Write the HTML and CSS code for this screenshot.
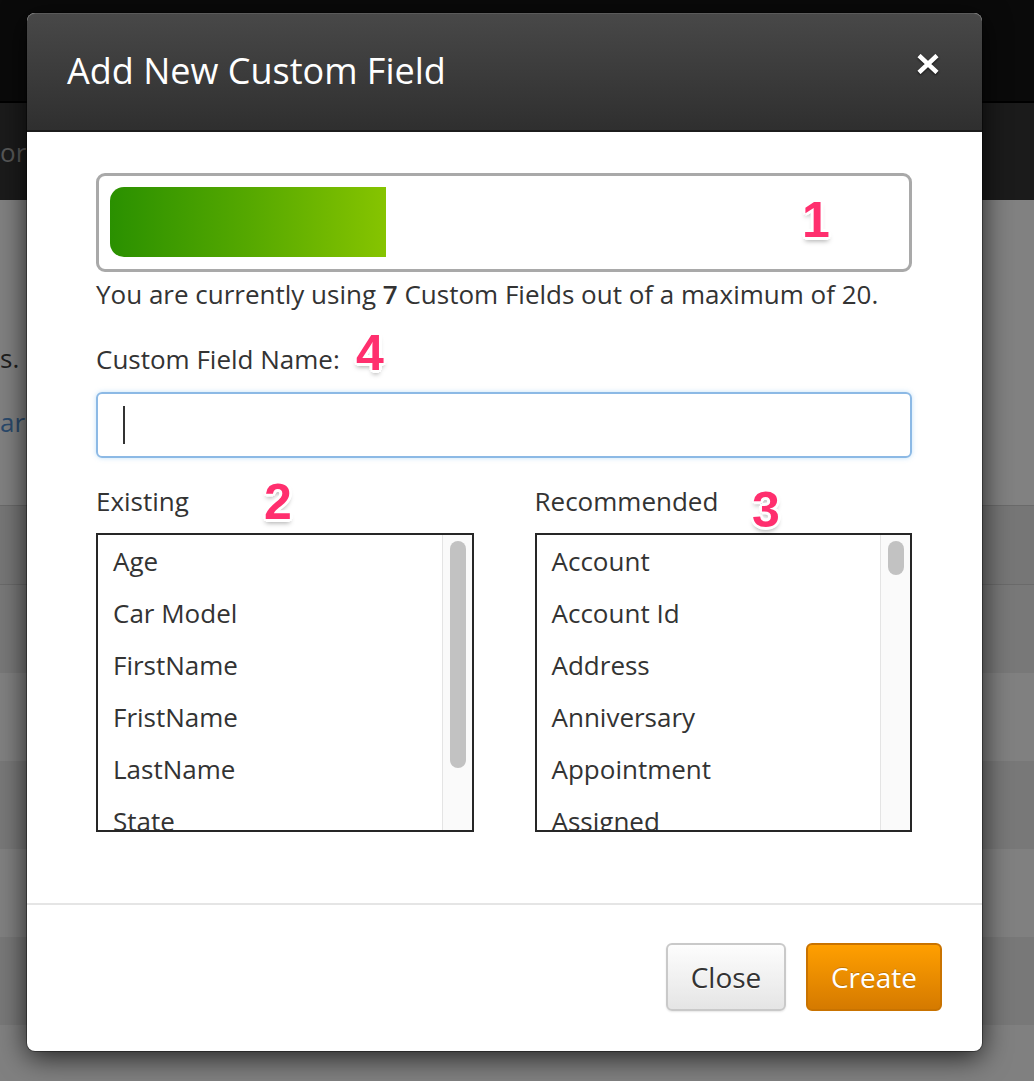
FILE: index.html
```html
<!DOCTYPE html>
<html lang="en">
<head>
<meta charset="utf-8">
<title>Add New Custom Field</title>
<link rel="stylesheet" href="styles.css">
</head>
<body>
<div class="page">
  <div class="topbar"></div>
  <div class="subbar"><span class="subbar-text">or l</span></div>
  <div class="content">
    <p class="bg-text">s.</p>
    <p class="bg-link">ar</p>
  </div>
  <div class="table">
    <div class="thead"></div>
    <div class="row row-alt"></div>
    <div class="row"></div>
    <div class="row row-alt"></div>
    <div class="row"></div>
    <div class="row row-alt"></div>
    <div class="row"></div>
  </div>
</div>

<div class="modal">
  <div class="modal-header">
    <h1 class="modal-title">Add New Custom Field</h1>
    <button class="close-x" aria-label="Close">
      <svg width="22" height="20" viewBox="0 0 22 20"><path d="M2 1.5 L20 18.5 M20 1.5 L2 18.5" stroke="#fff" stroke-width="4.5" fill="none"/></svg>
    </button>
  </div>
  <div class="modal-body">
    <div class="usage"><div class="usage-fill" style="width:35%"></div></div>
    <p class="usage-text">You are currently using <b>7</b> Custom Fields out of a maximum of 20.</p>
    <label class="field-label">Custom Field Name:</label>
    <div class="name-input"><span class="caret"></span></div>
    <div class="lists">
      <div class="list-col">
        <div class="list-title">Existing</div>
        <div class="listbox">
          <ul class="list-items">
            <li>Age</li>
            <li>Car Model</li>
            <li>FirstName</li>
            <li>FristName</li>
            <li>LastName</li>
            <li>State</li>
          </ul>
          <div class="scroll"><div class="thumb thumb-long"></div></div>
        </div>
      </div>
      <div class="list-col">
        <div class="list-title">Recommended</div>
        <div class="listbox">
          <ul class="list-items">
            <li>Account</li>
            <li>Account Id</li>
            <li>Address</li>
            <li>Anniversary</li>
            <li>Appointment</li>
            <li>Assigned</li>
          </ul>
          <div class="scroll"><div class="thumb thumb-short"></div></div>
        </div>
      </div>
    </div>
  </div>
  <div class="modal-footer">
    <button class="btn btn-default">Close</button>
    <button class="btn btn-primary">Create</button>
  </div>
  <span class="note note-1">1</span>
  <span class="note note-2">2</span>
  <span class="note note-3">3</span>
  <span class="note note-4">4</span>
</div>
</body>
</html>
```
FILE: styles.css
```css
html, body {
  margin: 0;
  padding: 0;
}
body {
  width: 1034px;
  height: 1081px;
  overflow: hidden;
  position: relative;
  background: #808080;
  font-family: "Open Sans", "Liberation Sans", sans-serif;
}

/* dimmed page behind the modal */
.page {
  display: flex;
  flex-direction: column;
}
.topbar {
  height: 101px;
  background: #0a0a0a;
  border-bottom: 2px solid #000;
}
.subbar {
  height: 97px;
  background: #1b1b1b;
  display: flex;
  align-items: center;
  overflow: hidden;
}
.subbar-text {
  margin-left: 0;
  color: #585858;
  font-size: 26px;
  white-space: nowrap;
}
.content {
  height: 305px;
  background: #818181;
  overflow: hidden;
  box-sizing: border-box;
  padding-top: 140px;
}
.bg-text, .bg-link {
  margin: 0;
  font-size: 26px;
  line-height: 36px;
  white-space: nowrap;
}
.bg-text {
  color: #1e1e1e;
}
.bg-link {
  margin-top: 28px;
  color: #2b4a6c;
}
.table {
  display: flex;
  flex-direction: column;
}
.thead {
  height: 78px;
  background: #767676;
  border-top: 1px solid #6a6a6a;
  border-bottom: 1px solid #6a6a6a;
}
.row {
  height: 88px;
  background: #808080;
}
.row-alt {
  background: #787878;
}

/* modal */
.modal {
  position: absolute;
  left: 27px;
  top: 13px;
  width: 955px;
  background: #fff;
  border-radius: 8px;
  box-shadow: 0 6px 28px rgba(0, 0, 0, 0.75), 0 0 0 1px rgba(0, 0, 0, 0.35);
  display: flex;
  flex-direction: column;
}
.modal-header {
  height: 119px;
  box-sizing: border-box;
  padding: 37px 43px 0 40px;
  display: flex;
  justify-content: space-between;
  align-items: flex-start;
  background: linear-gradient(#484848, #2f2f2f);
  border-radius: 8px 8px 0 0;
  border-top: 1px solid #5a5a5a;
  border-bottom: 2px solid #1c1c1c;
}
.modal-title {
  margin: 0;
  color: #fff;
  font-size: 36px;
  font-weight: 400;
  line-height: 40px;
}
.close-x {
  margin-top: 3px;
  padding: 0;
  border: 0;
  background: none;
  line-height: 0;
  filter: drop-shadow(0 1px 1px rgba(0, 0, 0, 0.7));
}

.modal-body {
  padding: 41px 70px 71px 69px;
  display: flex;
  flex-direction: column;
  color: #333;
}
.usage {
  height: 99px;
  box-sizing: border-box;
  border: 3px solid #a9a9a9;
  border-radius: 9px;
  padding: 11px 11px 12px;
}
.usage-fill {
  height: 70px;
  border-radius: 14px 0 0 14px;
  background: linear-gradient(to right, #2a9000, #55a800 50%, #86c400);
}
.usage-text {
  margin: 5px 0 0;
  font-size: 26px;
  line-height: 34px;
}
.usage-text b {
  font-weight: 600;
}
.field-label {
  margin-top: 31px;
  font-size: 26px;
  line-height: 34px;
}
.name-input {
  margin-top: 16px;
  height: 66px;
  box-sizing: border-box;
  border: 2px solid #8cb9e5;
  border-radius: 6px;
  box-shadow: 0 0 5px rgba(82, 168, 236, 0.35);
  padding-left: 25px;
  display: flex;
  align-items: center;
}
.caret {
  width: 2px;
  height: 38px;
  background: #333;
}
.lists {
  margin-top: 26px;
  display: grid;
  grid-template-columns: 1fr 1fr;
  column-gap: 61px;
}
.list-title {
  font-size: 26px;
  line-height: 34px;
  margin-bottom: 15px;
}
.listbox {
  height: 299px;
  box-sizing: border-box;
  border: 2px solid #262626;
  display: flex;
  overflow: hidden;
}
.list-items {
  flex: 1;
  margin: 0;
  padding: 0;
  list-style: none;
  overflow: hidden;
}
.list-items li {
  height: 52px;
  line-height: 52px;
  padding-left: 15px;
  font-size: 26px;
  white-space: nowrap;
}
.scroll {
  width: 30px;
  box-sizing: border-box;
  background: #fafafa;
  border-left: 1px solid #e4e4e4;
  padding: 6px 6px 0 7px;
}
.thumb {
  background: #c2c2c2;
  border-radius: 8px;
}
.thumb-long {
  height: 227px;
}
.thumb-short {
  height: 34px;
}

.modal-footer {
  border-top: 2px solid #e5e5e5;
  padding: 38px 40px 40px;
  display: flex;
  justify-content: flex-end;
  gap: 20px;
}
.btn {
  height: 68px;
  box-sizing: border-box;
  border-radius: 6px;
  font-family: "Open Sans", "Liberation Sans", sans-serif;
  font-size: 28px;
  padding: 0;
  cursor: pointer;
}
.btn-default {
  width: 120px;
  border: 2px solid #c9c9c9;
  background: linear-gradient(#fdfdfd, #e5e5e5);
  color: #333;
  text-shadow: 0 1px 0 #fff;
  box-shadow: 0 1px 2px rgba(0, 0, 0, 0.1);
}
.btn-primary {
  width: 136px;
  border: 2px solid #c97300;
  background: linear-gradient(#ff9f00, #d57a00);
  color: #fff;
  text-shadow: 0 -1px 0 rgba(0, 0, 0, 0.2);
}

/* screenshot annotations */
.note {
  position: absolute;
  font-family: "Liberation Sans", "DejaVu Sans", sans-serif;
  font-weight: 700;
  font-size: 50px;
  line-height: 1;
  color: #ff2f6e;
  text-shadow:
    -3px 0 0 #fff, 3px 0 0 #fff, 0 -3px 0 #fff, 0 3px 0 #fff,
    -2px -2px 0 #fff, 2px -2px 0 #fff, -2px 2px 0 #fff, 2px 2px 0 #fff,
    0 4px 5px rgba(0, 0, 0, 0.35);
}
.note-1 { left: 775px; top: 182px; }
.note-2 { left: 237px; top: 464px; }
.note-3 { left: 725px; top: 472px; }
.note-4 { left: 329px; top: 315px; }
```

################

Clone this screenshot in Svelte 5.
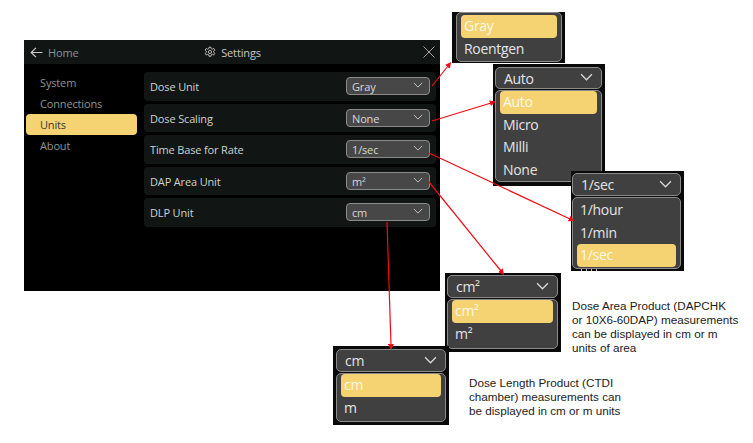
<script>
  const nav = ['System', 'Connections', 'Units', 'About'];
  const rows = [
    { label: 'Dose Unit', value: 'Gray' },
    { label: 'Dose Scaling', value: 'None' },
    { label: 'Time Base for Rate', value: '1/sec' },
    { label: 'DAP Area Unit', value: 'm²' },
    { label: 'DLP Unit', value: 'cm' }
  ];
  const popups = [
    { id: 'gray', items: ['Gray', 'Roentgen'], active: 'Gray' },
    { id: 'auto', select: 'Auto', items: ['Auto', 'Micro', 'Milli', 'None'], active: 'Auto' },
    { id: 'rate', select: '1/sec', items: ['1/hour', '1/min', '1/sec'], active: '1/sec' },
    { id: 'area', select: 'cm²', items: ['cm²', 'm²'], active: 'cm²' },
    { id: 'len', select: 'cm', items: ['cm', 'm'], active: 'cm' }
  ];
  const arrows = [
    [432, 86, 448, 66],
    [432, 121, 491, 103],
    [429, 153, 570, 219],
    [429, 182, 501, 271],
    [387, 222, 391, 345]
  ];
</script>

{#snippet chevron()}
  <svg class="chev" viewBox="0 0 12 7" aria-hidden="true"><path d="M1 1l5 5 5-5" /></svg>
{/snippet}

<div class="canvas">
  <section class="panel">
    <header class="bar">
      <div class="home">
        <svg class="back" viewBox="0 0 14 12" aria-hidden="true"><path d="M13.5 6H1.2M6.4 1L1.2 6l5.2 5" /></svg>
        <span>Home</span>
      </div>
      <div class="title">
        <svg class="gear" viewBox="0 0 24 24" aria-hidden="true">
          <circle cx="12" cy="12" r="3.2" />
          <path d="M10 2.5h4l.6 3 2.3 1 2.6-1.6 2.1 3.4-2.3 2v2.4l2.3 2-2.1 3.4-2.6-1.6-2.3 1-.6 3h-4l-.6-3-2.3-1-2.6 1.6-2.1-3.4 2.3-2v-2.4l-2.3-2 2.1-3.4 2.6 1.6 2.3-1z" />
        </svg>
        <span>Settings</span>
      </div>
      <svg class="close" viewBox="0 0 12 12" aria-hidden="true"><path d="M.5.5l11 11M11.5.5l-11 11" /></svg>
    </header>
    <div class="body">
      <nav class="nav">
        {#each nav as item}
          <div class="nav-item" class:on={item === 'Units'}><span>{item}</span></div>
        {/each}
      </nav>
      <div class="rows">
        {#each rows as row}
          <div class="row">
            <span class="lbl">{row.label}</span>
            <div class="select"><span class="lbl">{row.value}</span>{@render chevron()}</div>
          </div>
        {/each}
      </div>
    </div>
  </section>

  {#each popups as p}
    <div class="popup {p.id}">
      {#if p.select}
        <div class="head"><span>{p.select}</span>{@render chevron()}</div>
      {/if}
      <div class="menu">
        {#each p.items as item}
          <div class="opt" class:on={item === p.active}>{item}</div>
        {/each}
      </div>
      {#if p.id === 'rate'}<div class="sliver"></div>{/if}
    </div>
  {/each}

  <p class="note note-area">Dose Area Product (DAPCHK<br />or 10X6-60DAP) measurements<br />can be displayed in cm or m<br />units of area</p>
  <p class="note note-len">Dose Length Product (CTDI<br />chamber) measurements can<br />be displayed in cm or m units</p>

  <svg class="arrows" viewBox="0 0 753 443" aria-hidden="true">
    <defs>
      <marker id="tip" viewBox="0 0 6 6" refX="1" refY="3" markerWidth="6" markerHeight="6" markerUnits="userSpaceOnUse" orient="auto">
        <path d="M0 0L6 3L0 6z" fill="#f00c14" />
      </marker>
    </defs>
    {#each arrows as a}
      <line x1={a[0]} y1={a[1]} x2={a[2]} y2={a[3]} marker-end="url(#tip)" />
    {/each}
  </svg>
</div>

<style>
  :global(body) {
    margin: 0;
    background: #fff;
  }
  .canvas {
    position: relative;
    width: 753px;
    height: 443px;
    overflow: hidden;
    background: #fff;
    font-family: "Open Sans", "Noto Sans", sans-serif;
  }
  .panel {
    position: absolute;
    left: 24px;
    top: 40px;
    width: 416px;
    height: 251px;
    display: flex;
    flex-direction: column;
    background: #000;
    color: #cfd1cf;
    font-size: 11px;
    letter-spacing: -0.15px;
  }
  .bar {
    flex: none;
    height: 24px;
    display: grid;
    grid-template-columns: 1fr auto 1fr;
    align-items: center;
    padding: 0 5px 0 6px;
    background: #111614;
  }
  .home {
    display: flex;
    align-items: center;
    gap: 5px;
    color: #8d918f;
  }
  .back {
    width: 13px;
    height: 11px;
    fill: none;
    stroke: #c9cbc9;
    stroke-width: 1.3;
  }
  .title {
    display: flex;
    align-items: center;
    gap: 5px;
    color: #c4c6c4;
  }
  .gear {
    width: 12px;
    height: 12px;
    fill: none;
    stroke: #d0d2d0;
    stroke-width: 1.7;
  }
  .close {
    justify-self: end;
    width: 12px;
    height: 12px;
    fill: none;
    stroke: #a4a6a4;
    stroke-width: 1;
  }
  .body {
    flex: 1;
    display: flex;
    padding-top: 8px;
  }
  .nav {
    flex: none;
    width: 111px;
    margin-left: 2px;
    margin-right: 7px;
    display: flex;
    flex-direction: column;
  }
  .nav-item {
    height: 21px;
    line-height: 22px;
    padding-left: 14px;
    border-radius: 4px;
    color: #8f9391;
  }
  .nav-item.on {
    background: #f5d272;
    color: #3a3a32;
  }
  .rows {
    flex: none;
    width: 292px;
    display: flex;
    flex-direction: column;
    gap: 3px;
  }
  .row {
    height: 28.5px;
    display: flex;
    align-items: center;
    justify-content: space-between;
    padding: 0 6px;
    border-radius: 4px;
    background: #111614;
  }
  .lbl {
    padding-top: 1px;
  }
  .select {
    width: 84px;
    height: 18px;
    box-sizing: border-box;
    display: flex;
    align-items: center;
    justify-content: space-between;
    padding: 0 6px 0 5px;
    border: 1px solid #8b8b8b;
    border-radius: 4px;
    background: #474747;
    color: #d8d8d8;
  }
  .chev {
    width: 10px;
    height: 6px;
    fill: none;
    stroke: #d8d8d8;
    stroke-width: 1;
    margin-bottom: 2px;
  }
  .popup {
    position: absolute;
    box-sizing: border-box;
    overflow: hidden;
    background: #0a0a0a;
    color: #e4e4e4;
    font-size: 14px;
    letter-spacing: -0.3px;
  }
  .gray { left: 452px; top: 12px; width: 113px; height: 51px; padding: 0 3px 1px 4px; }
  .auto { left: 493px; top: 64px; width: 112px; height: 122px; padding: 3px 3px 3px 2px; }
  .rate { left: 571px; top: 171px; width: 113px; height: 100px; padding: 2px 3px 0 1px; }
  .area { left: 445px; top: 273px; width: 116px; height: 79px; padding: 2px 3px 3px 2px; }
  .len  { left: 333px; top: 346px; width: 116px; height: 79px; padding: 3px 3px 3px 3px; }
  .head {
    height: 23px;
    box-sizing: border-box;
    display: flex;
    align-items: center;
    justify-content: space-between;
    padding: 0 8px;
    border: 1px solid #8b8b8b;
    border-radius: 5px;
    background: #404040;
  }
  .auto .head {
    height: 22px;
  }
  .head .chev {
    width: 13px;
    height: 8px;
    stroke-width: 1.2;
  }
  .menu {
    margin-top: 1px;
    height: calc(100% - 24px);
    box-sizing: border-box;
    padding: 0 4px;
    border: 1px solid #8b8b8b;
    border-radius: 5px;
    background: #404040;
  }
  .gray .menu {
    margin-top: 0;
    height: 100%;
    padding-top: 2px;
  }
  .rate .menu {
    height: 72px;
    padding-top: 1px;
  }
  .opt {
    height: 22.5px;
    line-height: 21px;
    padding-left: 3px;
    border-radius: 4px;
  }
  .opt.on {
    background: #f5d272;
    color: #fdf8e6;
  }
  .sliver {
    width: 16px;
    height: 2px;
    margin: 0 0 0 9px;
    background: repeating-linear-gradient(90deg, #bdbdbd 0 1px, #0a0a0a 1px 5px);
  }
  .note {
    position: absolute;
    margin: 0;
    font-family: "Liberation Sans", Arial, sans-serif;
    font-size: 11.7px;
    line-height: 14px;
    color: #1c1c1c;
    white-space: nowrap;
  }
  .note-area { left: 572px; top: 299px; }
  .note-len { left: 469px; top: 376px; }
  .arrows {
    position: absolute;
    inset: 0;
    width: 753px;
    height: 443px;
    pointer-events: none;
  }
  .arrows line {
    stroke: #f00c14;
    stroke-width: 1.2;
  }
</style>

################

What the task asks
Filter lines by "screenshot" and return each hit.

Output of the task
Write the HTML and CSS code for this screenshot.
/* screenshot annotations */
Clone this screenshot in Svelte 5.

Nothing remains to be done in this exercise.